Data excerpt:
▼▼▼

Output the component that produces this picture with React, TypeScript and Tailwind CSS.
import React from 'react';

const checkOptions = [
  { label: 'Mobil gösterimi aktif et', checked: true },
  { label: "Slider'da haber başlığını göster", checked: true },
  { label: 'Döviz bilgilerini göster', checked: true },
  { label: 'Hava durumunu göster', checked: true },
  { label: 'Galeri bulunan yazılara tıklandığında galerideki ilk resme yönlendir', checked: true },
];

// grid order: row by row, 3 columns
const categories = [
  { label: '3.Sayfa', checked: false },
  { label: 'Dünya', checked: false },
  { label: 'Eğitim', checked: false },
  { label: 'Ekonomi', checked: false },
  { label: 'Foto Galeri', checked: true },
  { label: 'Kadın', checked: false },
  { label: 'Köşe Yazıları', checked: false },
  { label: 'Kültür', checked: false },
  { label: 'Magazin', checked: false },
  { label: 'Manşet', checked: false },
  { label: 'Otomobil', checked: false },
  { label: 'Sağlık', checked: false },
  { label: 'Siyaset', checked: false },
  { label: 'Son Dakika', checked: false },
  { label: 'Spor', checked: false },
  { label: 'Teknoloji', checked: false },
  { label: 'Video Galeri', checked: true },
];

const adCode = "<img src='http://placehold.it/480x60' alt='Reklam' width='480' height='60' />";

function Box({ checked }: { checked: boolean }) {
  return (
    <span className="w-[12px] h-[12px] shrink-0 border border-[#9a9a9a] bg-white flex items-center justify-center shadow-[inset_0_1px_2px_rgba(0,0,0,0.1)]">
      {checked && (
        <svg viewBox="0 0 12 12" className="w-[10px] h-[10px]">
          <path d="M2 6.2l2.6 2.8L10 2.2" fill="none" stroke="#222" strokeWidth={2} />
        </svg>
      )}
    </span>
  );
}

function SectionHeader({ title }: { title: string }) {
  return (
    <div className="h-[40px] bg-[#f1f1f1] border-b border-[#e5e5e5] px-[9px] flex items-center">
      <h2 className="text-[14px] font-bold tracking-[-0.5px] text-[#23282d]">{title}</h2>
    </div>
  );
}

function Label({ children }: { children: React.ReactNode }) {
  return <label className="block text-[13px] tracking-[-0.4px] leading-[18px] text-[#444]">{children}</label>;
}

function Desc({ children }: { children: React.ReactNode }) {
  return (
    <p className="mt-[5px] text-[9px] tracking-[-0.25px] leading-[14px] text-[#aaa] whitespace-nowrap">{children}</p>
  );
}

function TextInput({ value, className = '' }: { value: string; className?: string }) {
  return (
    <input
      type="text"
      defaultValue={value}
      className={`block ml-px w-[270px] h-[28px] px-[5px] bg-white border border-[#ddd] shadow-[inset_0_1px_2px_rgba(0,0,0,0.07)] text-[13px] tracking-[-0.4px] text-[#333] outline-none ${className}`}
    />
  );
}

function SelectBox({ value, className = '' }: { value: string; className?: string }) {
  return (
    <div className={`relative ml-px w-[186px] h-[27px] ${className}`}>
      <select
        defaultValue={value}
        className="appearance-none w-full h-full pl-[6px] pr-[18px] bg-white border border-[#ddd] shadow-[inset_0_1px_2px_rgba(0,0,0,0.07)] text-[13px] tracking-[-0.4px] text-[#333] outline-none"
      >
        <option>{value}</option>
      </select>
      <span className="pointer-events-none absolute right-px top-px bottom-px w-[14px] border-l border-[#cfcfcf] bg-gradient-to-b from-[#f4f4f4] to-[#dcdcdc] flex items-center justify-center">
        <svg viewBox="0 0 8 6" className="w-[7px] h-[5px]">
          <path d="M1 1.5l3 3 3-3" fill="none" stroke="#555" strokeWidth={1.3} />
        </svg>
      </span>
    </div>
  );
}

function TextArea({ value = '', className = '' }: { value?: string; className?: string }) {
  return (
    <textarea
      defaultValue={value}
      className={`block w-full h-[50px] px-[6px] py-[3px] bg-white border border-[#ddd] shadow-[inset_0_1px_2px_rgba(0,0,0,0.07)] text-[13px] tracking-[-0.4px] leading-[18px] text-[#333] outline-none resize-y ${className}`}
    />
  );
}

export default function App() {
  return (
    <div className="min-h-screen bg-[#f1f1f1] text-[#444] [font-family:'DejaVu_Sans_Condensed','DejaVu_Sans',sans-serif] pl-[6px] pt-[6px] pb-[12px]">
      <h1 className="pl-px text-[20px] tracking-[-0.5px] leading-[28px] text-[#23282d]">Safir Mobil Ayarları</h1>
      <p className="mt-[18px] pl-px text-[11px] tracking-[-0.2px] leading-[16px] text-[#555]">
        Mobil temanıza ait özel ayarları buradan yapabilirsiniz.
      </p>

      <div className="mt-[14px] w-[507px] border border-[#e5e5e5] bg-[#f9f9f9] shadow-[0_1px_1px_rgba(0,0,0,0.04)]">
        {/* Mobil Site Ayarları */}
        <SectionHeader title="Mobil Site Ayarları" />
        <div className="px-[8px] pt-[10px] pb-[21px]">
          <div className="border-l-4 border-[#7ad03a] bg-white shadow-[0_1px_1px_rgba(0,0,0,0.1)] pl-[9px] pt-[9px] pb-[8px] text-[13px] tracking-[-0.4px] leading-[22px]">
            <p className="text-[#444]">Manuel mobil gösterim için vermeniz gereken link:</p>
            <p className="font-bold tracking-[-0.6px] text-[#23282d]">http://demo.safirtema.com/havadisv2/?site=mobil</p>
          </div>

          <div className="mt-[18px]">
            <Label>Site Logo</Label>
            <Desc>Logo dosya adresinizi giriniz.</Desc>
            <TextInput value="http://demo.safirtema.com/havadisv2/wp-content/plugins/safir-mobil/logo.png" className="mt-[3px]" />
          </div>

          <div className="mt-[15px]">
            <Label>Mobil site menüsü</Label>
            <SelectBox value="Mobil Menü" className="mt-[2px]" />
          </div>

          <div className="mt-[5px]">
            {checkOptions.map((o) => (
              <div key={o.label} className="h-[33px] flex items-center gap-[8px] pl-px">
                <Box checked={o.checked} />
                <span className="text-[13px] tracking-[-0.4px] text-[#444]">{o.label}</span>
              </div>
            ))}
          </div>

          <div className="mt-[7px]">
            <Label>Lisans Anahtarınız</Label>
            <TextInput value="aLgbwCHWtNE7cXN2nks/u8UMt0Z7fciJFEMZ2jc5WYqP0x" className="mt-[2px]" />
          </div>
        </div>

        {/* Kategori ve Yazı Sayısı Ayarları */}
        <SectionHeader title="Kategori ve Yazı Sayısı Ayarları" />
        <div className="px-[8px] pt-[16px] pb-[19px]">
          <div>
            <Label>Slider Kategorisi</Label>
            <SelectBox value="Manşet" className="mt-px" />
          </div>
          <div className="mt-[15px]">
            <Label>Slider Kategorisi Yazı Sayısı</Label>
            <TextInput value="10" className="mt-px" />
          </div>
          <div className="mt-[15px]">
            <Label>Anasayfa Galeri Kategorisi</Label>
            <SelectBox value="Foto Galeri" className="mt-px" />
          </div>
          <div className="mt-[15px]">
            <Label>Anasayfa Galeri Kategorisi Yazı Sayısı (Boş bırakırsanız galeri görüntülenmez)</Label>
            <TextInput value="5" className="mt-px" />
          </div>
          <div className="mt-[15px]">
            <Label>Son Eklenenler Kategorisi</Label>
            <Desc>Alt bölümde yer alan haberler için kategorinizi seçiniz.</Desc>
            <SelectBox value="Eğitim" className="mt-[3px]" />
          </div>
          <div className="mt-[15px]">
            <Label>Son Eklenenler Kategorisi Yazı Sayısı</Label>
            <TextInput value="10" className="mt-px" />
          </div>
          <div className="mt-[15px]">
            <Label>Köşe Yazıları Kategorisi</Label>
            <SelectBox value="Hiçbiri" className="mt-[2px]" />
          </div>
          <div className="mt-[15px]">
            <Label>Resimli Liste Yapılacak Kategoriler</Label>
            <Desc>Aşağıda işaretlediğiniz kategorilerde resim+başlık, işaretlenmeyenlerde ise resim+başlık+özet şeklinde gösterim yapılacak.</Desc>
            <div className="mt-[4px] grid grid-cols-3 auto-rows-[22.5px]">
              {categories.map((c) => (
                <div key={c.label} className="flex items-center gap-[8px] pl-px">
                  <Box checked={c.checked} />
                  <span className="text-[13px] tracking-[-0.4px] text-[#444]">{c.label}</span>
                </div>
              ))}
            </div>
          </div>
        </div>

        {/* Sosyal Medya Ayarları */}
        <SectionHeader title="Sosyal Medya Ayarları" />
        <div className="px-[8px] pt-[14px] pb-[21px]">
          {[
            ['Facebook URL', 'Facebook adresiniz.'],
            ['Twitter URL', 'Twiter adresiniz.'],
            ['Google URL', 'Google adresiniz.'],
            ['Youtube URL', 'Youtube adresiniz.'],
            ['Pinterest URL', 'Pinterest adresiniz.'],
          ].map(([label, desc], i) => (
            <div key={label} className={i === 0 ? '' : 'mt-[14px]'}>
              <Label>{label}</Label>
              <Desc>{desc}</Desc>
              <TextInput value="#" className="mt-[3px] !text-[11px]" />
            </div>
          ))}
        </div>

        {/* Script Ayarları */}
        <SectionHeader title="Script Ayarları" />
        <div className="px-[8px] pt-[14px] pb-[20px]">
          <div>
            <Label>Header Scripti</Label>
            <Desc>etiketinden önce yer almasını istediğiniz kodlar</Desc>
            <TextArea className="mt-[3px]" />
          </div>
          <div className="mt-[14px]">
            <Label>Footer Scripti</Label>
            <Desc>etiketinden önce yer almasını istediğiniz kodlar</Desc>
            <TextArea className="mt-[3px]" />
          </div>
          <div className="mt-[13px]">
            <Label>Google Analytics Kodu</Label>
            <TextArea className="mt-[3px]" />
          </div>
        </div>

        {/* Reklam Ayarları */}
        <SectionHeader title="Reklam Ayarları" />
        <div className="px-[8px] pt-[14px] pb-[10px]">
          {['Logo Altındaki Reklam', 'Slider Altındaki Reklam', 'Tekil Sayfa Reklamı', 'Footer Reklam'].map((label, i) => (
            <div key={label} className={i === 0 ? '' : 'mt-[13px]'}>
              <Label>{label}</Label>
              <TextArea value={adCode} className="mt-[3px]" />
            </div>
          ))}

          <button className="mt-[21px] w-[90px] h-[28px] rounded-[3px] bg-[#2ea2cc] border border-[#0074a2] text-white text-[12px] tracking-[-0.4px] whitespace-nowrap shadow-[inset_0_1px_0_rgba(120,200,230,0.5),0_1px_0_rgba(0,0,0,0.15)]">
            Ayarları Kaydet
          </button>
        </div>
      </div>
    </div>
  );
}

▲▲▲

Exercise prompt: Return exactly the opening lines of the listing above, ending with the line that has "import React from 'react';".

Problem solution:
Output the component that produces this picture with React, TypeScript and Tailwind CSS.
import React from 'react';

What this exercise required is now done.